In a Focus on the Family article titled “Talking about Sex and Puberty,” parents are advised to not wait to tell their children everything they know about sex during a single intense marathon session. Focus on the Family believes that doing so risks either waiting until it’s too late or dumping more in the child’s lap than he can process. They suggest gradually releasing information during many conversations over a period of several years. If a child asks questions a parent can’t answer, parents should be honest and do research.
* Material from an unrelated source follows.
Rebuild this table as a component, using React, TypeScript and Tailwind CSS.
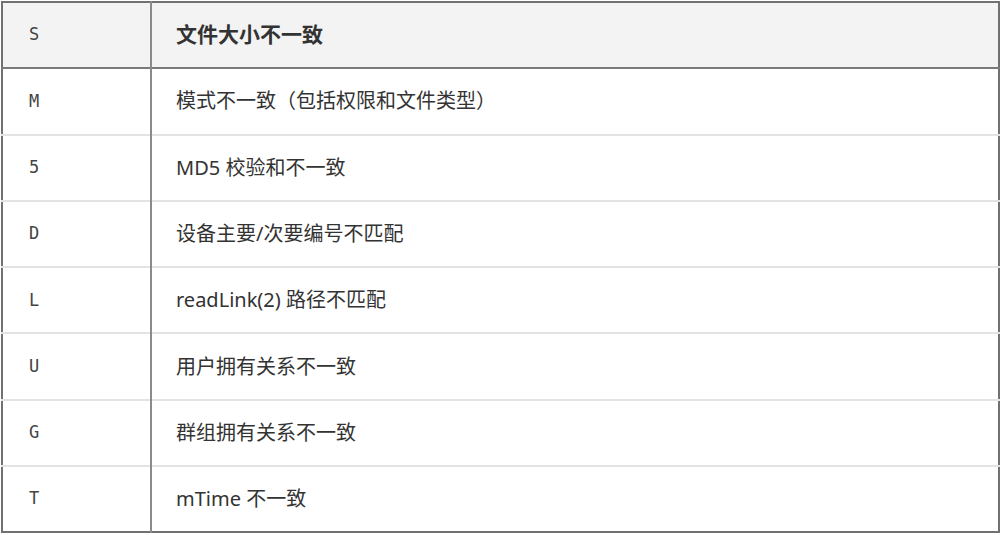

Focus on the Family believes that parents will gain far more stature in their children’s eyes by showing candor than by bluffing.
Here are some other compelling statistics from the National Campaign’s survey:
- Some 67% of teen girls and 53% often boys who have had sex wish they had waited longer.
- Forty-four percent of respondents age 12-19 said they have not had sex.
- Nine in 10 teens (91%) say they want to be married before they have/father a child.
- About seven in 10 adults (68%) believe their community needs more efforts to prevent teen pregnancy.
- Nearly nine in 10 adults and teens (89% and 90% respectively) say teen pregnancy is an important issue even when compared to other social and economic problems facing the country.
As pro-lifers who stand against abortion, we must remember to deal with the root issues that lead to thousands of terminations a day. National data shows that 3 out of every 10 U.S girls is pregnant at least once by the age of 20. Making birth control accessible to kids of all ages is not the great fix to this critical issue in our society. Rather, I think we must begin at home, with loving parents who teach their kids the benefits of abstinence before marriage and delaying sex. Children who lack supportive parents need teachers, mentors, religious leaders, and coaches who will listen and talk with them. The National Campaign to prevent Teen and Unplanned Pregnancy has a helpful document titled “Tips to help faith leaders and their communities address teen pregnancy.” As a youth leader, I make it a priority to talk with the teenagers in my church about these issues. We all can have a voice in these areas if we’re just willing to speak out.